--- start SOURCE MATERIAL ---

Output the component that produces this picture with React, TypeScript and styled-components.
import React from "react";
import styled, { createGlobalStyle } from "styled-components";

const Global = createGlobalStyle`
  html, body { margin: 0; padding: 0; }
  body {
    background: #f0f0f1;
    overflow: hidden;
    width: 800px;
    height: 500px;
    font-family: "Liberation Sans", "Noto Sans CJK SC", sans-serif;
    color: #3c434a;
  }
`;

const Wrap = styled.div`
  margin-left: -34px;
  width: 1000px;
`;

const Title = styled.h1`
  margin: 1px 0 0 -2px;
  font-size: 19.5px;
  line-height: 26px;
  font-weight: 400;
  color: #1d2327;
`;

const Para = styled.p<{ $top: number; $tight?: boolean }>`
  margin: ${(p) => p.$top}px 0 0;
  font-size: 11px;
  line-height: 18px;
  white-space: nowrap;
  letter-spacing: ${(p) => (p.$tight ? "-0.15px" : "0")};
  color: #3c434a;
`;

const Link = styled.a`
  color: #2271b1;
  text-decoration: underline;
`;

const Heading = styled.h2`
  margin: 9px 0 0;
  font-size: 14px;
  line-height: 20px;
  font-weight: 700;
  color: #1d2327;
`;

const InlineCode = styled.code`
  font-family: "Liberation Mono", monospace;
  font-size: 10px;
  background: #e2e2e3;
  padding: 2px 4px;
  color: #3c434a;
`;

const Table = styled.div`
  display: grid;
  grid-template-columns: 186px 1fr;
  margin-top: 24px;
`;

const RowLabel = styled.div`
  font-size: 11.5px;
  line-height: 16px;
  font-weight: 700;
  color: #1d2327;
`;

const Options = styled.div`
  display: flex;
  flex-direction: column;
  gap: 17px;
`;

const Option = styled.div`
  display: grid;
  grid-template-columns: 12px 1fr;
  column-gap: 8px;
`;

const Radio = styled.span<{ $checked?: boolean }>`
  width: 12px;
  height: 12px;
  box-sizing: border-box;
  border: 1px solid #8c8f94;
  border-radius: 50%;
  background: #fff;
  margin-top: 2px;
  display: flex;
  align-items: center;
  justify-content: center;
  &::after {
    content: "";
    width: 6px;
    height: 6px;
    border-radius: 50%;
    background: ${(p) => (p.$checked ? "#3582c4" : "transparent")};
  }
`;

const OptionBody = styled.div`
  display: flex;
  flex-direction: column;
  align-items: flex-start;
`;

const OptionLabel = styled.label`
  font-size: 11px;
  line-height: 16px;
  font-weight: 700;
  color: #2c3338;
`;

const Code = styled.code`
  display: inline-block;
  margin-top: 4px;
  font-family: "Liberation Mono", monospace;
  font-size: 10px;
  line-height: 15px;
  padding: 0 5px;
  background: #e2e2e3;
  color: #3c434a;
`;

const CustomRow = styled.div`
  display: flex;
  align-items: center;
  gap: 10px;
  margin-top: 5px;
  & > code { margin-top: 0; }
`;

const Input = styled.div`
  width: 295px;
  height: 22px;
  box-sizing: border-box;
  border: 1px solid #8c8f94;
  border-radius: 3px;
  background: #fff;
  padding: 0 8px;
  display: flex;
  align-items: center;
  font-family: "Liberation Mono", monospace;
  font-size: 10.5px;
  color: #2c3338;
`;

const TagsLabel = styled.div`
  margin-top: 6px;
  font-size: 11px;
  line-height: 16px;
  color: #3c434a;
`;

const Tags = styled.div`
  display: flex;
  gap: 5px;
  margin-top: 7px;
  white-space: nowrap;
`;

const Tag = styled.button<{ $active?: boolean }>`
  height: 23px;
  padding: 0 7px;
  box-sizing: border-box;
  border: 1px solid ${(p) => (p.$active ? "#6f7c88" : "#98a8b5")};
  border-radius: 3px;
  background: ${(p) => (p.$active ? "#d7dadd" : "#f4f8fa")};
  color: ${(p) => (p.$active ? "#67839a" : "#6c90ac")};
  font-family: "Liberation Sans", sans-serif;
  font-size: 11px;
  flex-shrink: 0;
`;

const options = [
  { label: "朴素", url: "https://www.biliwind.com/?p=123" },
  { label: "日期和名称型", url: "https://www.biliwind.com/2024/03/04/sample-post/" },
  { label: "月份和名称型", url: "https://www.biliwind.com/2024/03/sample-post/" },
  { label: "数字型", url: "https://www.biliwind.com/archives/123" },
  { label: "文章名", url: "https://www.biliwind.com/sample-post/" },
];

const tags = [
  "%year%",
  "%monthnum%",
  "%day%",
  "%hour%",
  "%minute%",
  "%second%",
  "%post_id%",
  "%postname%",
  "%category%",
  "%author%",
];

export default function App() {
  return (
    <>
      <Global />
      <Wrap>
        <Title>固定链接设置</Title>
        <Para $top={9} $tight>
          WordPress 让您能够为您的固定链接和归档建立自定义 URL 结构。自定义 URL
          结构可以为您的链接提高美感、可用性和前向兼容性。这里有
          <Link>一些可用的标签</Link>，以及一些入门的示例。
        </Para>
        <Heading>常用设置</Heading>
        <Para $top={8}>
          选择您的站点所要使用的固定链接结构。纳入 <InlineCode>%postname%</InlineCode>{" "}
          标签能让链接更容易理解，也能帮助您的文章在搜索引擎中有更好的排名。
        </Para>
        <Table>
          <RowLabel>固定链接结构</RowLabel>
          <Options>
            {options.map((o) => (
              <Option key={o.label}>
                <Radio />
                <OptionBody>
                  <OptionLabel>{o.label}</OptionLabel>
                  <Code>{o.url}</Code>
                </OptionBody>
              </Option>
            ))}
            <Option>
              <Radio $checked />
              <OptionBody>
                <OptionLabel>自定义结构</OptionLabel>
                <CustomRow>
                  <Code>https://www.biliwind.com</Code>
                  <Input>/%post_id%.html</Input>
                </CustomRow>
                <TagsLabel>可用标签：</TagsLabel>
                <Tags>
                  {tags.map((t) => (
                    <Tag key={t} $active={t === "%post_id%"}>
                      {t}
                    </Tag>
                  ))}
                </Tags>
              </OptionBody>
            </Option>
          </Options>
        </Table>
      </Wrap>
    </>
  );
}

--- end SOURCE MATERIAL ---
--- start SOURCE MATERIAL ---

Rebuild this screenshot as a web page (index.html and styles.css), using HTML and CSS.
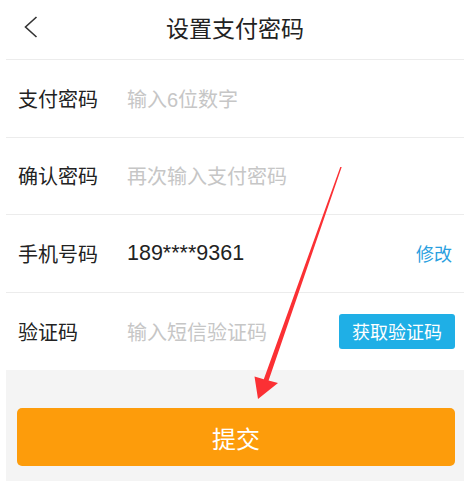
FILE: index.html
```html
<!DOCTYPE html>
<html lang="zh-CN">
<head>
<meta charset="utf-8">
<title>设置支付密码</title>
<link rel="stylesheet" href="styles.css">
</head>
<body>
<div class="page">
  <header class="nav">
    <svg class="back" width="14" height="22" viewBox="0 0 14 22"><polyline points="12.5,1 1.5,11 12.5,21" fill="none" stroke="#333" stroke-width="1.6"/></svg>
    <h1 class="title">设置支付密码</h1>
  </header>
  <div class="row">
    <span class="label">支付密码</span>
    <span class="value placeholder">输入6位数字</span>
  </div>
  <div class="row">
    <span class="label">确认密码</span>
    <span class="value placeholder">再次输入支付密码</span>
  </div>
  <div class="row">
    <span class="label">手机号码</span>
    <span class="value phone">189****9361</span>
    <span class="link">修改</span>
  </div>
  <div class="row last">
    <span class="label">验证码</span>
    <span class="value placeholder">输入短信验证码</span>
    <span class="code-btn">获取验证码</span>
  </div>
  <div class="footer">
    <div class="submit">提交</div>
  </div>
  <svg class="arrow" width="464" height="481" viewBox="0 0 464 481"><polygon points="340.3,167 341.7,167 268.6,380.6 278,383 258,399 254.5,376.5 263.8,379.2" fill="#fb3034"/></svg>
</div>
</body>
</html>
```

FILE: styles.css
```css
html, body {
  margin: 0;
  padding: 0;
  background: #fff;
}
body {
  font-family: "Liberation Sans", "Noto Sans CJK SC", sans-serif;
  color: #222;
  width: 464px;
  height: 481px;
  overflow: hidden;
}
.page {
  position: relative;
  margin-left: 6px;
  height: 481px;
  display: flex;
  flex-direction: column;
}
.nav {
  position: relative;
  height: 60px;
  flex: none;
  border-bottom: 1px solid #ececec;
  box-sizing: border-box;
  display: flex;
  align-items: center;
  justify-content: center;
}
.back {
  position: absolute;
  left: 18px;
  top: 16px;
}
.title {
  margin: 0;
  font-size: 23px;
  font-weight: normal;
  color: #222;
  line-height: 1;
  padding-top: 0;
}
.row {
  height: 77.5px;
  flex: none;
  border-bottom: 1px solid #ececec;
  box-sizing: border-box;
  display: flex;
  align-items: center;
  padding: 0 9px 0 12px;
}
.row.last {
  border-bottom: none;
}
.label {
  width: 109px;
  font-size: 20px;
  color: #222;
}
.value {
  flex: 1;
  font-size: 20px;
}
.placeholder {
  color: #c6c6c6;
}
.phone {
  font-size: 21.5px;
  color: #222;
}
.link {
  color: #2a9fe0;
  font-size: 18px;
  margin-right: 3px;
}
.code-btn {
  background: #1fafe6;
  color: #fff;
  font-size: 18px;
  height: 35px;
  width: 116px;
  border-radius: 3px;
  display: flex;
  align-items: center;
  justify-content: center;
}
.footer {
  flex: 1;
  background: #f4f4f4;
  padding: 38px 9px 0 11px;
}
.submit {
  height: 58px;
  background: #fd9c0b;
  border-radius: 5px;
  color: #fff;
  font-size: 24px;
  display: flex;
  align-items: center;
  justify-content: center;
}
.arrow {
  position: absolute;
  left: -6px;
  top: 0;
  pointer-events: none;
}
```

--- end SOURCE MATERIAL ---
--- start SOURCE MATERIAL ---

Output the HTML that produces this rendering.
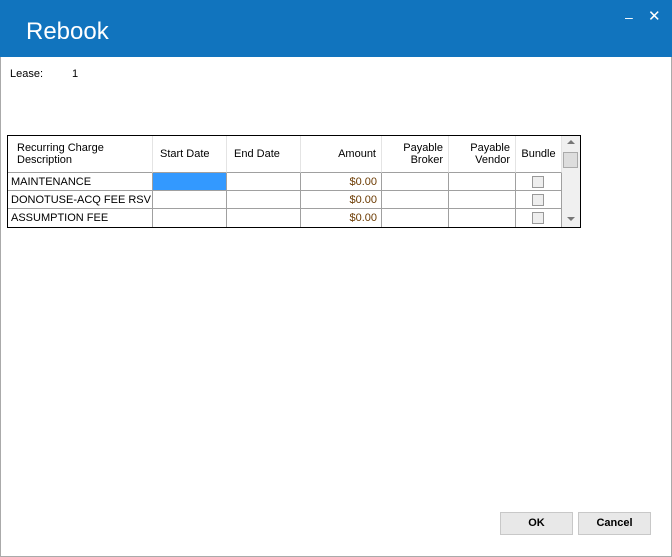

--- end SOURCE MATERIAL ---

▶ PROBLEM DETAILS
Search the entries for the string "produces" and collect each line that has it.

▶ TASK OUTPUT
Output the component that produces this picture with React, TypeScript and styled-components.
Output the HTML that produces this rendering.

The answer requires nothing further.